◆ **Goal**: Note each line that includes the word "index". Copy those lines.

★ ★ ★ ★ ★ ★ ★

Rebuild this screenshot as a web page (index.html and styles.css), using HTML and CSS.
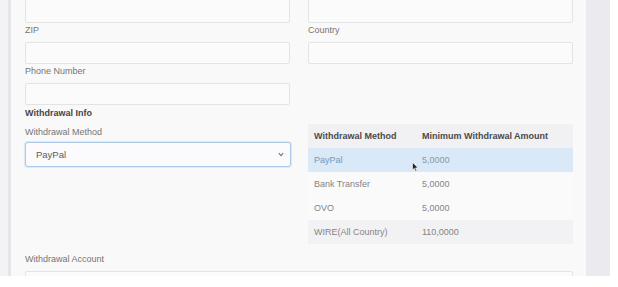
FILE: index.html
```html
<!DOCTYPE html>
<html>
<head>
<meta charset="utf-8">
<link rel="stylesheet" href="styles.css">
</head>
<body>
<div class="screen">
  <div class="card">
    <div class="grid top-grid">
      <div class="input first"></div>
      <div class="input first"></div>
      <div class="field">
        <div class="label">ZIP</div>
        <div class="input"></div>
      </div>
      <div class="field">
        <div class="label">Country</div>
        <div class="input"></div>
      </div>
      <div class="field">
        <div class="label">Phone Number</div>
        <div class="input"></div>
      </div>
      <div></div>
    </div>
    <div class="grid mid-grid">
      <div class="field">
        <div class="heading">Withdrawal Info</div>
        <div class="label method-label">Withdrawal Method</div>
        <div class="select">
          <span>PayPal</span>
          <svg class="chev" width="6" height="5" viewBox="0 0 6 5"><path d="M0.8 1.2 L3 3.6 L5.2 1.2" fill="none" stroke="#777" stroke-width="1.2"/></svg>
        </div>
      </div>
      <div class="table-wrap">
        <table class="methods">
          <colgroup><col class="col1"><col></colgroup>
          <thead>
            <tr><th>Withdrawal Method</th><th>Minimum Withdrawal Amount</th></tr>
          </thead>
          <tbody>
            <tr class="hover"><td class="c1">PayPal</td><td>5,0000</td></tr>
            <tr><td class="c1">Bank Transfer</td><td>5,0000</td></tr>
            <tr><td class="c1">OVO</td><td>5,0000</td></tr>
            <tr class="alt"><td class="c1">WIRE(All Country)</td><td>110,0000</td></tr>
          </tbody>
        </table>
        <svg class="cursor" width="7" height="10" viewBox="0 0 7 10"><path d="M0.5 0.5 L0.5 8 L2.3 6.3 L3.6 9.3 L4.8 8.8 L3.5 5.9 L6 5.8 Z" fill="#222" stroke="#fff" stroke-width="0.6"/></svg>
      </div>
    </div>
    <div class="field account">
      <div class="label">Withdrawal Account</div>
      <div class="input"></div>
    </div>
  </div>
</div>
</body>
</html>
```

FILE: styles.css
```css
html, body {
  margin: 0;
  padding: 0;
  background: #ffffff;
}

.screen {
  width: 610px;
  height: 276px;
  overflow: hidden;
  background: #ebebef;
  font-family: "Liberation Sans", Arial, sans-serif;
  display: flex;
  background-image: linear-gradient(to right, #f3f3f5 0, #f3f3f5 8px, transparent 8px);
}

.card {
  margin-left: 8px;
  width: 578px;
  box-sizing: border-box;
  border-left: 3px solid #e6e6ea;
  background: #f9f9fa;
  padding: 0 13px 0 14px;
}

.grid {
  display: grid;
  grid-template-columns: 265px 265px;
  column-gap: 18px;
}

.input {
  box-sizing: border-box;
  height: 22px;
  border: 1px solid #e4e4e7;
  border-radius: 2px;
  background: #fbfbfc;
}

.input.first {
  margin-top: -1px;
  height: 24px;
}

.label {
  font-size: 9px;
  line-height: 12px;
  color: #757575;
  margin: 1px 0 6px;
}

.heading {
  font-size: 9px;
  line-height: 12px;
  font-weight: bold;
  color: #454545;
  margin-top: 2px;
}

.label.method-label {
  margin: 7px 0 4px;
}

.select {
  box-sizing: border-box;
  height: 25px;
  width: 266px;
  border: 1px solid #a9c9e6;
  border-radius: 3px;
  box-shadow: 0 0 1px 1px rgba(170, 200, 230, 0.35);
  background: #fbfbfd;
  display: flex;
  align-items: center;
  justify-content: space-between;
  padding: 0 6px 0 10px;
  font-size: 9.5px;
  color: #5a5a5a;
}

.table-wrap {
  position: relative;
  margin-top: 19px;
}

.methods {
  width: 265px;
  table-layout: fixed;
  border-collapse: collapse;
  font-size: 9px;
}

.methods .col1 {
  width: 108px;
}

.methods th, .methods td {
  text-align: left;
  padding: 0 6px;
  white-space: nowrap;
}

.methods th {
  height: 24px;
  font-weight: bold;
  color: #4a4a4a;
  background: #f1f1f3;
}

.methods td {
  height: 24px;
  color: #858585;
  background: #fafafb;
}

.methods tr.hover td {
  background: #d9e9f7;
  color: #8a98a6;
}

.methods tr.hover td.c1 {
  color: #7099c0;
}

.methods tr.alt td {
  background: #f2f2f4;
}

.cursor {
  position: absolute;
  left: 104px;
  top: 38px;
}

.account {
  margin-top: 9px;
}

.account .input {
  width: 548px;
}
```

★ ★ ★ ★ ★ ★ ★

◆ **Response to the task**:
Rebuild this screenshot as a web page (index.html and styles.css), using HTML and CSS.
FILE: index.html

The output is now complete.